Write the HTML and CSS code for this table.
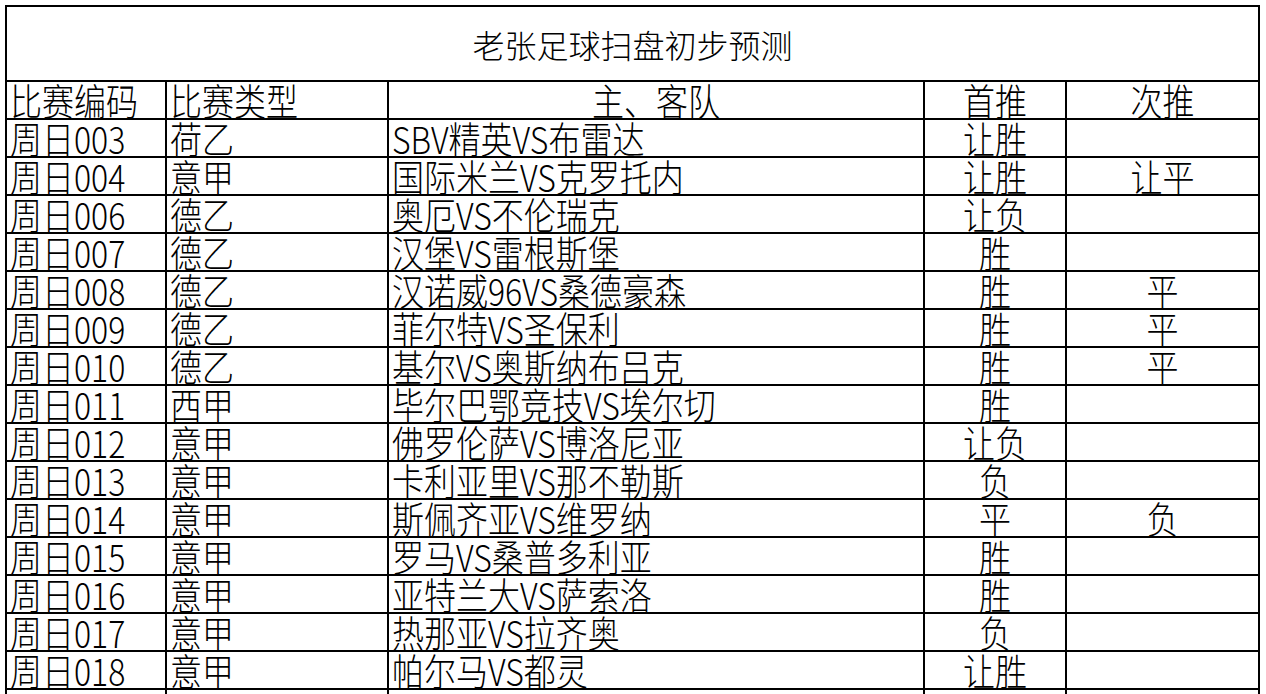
FILE: index.html
```html
<!DOCTYPE html>
<html lang="zh-CN">
<head>
<meta charset="utf-8">
<title>老张足球扫盘初步预测</title>
<link rel="stylesheet" href="styles.css">
</head>
<body>
<div class="sheet">
  <div class="cell title"><span>老张足球扫盘初步预测</span></div>

  <div class="cell"><span>比赛编码</span></div>
  <div class="cell"><span>比赛类型</span></div>
  <div class="cell center"><span>主、客队</span></div>
  <div class="cell center"><span>首推</span></div>
  <div class="cell center"><span>次推</span></div>

  <div class="cell"><span>周日003</span></div><div class="cell"><span>荷乙</span></div><div class="cell"><span>SBV精英VS布雷达</span></div><div class="cell center"><span>让胜</span></div><div class="cell center"><span></span></div>
  <div class="cell"><span>周日004</span></div><div class="cell"><span>意甲</span></div><div class="cell"><span>国际米兰VS克罗托内</span></div><div class="cell center"><span>让胜</span></div><div class="cell center"><span>让平</span></div>
  <div class="cell"><span>周日006</span></div><div class="cell"><span>德乙</span></div><div class="cell"><span>奥厄VS不伦瑞克</span></div><div class="cell center"><span>让负</span></div><div class="cell center"><span></span></div>
  <div class="cell"><span>周日007</span></div><div class="cell"><span>德乙</span></div><div class="cell"><span>汉堡VS雷根斯堡</span></div><div class="cell center"><span>胜</span></div><div class="cell center"><span></span></div>
  <div class="cell"><span>周日008</span></div><div class="cell"><span>德乙</span></div><div class="cell"><span>汉诺威96VS桑德豪森</span></div><div class="cell center"><span>胜</span></div><div class="cell center"><span>平</span></div>
  <div class="cell"><span>周日009</span></div><div class="cell"><span>德乙</span></div><div class="cell"><span>菲尔特VS圣保利</span></div><div class="cell center"><span>胜</span></div><div class="cell center"><span>平</span></div>
  <div class="cell"><span>周日010</span></div><div class="cell"><span>德乙</span></div><div class="cell"><span>基尔VS奥斯纳布吕克</span></div><div class="cell center"><span>胜</span></div><div class="cell center"><span>平</span></div>
  <div class="cell"><span>周日011</span></div><div class="cell"><span>西甲</span></div><div class="cell"><span>毕尔巴鄂竞技VS埃尔切</span></div><div class="cell center"><span>胜</span></div><div class="cell center"><span></span></div>
  <div class="cell"><span>周日012</span></div><div class="cell"><span>意甲</span></div><div class="cell"><span>佛罗伦萨VS博洛尼亚</span></div><div class="cell center"><span>让负</span></div><div class="cell center"><span></span></div>
  <div class="cell"><span>周日013</span></div><div class="cell"><span>意甲</span></div><div class="cell"><span>卡利亚里VS那不勒斯</span></div><div class="cell center"><span>负</span></div><div class="cell center"><span></span></div>
  <div class="cell"><span>周日014</span></div><div class="cell"><span>意甲</span></div><div class="cell"><span>斯佩齐亚VS维罗纳</span></div><div class="cell center"><span>平</span></div><div class="cell center"><span>负</span></div>
  <div class="cell"><span>周日015</span></div><div class="cell"><span>意甲</span></div><div class="cell"><span>罗马VS桑普多利亚</span></div><div class="cell center"><span>胜</span></div><div class="cell center"><span></span></div>
  <div class="cell"><span>周日016</span></div><div class="cell"><span>意甲</span></div><div class="cell"><span>亚特兰大VS萨索洛</span></div><div class="cell center"><span>胜</span></div><div class="cell center"><span></span></div>
  <div class="cell"><span>周日017</span></div><div class="cell"><span>意甲</span></div><div class="cell"><span>热那亚VS拉齐奥</span></div><div class="cell center"><span>负</span></div><div class="cell center"><span></span></div>
  <div class="cell"><span>周日018</span></div><div class="cell"><span>意甲</span></div><div class="cell"><span>帕尔马VS都灵</span></div><div class="cell center"><span>让胜</span></div><div class="cell center"><span></span></div>
  <div class="cell"><span></span></div><div class="cell"><span></span></div><div class="cell"><span></span></div><div class="cell center"><span></span></div><div class="cell center"><span></span></div>
</div>
</body>
</html>
```

FILE: styles.css
```css
html, body {
  margin: 0;
  padding: 0;
  background: #ffffff;
}

body {
  overflow: hidden;
  height: 694px;
}

.sheet {
  display: grid;
  grid-template-columns: 158px 220px 534px 140px 191px;
  grid-auto-rows: 36px;
  grid-template-rows: 73px;
  gap: 2px;
  padding: 2px;
  margin: 5px 0 0 5px;
  width: max-content;
  background: #000000;
  font-family: "Noto Sans CJK SC", "Noto Sans", sans-serif;
  font-weight: 300;
  color: #000000;
}

.cell {
  background: #ffffff;
  overflow: hidden;
  font-size: 32px;
  line-height: 36px;
  padding-left: 3px;
  white-space: nowrap;
}

.cell span {
  display: inline-block;
  transform: scaleY(1.16);
  transform-origin: 50% 55%;
}

.center {
  text-align: center;
  padding-left: 0;
}

.title {
  grid-column: 1 / -1;
  text-align: center;
  padding-left: 0;
  padding-top: 19px;
  line-height: 36px;
}

.title span {
  transform: none;
}
```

**THE TASK**
Transcribe the material exactly, leaving every picture out.

**ANSWER FOR THIS EXERCISE**
Write the HTML and CSS code for this table.
FILE: index.html
```html
<!DOCTYPE html>
<html lang="zh-CN">
<head>
<meta charset="utf-8">
<title>老张足球扫盘初步预测</title>
<link rel="stylesheet" href="styles.css">
</head>
<body>
<div class="sheet">
  <div class="cell title"><span>老张足球扫盘初步预测</span></div>

  <div class="cell"><span>比赛编码</span></div>
  <div class="cell"><span>比赛类型</span></div>
  <div class="cell center"><span>主、客队</span></div>
  <div class="cell center"><span>首推</span></div>
  <div class="cell center"><span>次推</span></div>

  <div class="cell"><span>周日003</span></div><div class="cell"><span>荷乙</span></div><div class="cell"><span>SBV精英VS布雷达</span></div><div class="cell center"><span>让胜</span></div><div class="cell center"><span></span></div>
  <div class="cell"><span>周日004</span></div><div class="cell"><span>意甲</span></div><div class="cell"><span>国际米兰VS克罗托内</span></div><div class="cell center"><span>让胜</span></div><div class="cell center"><span>让平</span></div>
  <div class="cell"><span>周日006</span></div><div class="cell"><span>德乙</span></div><div class="cell"><span>奥厄VS不伦瑞克</span></div><div class="cell center"><span>让负</span></div><div class="cell center"><span></span></div>
  <div class="cell"><span>周日007</span></div><div class="cell"><span>德乙</span></div><div class="cell"><span>汉堡VS雷根斯堡</span></div><div class="cell center"><span>胜</span></div><div class="cell center"><span></span></div>
  <div class="cell"><span>周日008</span></div><div class="cell"><span>德乙</span></div><div class="cell"><span>汉诺威96VS桑德豪森</span></div><div class="cell center"><span>胜</span></div><div class="cell center"><span>平</span></div>
  <div class="cell"><span>周日009</span></div><div class="cell"><span>德乙</span></div><div class="cell"><span>菲尔特VS圣保利</span></div><div class="cell center"><span>胜</span></div><div class="cell center"><span>平</span></div>
  <div class="cell"><span>周日010</span></div><div class="cell"><span>德乙</span></div><div class="cell"><span>基尔VS奥斯纳布吕克</span></div><div class="cell center"><span>胜</span></div><div class="cell center"><span>平</span></div>
  <div class="cell"><span>周日011</span></div><div class="cell"><span>西甲</span></div><div class="cell"><span>毕尔巴鄂竞技VS埃尔切</span></div><div class="cell center"><span>胜</span></div><div class="cell center"><span></span></div>
  <div class="cell"><span>周日012</span></div><div class="cell"><span>意甲</span></div><div class="cell"><span>佛罗伦萨VS博洛尼亚</span></div><div class="cell center"><span>让负</span></div><div class="cell center"><span></span></div>
  <div class="cell"><span>周日013</span></div><div class="cell"><span>意甲</span></div><div class="cell"><span>卡利亚里VS那不勒斯</span></div><div class="cell center"><span>负</span></div><div class="cell center"><span></span></div>
  <div class="cell"><span>周日014</span></div><div class="cell"><span>意甲</span></div><div class="cell"><span>斯佩齐亚VS维罗纳</span></div><div class="cell center"><span>平</span></div><div class="cell center"><span>负</span></div>
  <div class="cell"><span>周日015</span></div><div class="cell"><span>意甲</span></div><div class="cell"><span>罗马VS桑普多利亚</span></div><div class="cell center"><span>胜</span></div><div class="cell center"><span></span></div>
  <div class="cell"><span>周日016</span></div><div class="cell"><span>意甲</span></div><div class="cell"><span>亚特兰大VS萨索洛</span></div><div class="cell center"><span>胜</span></div><div class="cell center"><span></span></div>
  <div class="cell"><span>周日017</span></div><div class="cell"><span>意甲</span></div><div class="cell"><span>热那亚VS拉齐奥</span></div><div class="cell center"><span>负</span></div><div class="cell center"><span></span></div>
  <div class="cell"><span>周日018</span></div><div class="cell"><span>意甲</span></div><div class="cell"><span>帕尔马VS都灵</span></div><div class="cell center"><span>让胜</span></div><div class="cell center"><span></span></div>
  <div class="cell"><span></span></div><div class="cell"><span></span></div><div class="cell"><span></span></div><div class="cell center"><span></span></div><div class="cell center"><span></span></div>
</div>
</body>
</html>
```

FILE: styles.css
```css
html, body {
  margin: 0;
  padding: 0;
  background: #ffffff;
}

body {
  overflow: hidden;
  height: 694px;
}

.sheet {
  display: grid;
  grid-template-columns: 158px 220px 534px 140px 191px;
  grid-auto-rows: 36px;
  grid-template-rows: 73px;
  gap: 2px;
  padding: 2px;
  margin: 5px 0 0 5px;
  width: max-content;
  background: #000000;
  font-family: "Noto Sans CJK SC", "Noto Sans", sans-serif;
  font-weight: 300;
  color: #000000;
}

.cell {
  background: #ffffff;
  overflow: hidden;
  font-size: 32px;
  line-height: 36px;
  padding-left: 3px;
  white-space: nowrap;
}

.cell span {
  display: inline-block;
  transform: scaleY(1.16);
  transform-origin: 50% 55%;
}

.center {
  text-align: center;
  padding-left: 0;
}

.title {
  grid-column: 1 / -1;
  text-align: center;
  padding-left: 0;
  padding-top: 19px;
  line-height: 36px;
}

.title span {
  transform: none;
}
```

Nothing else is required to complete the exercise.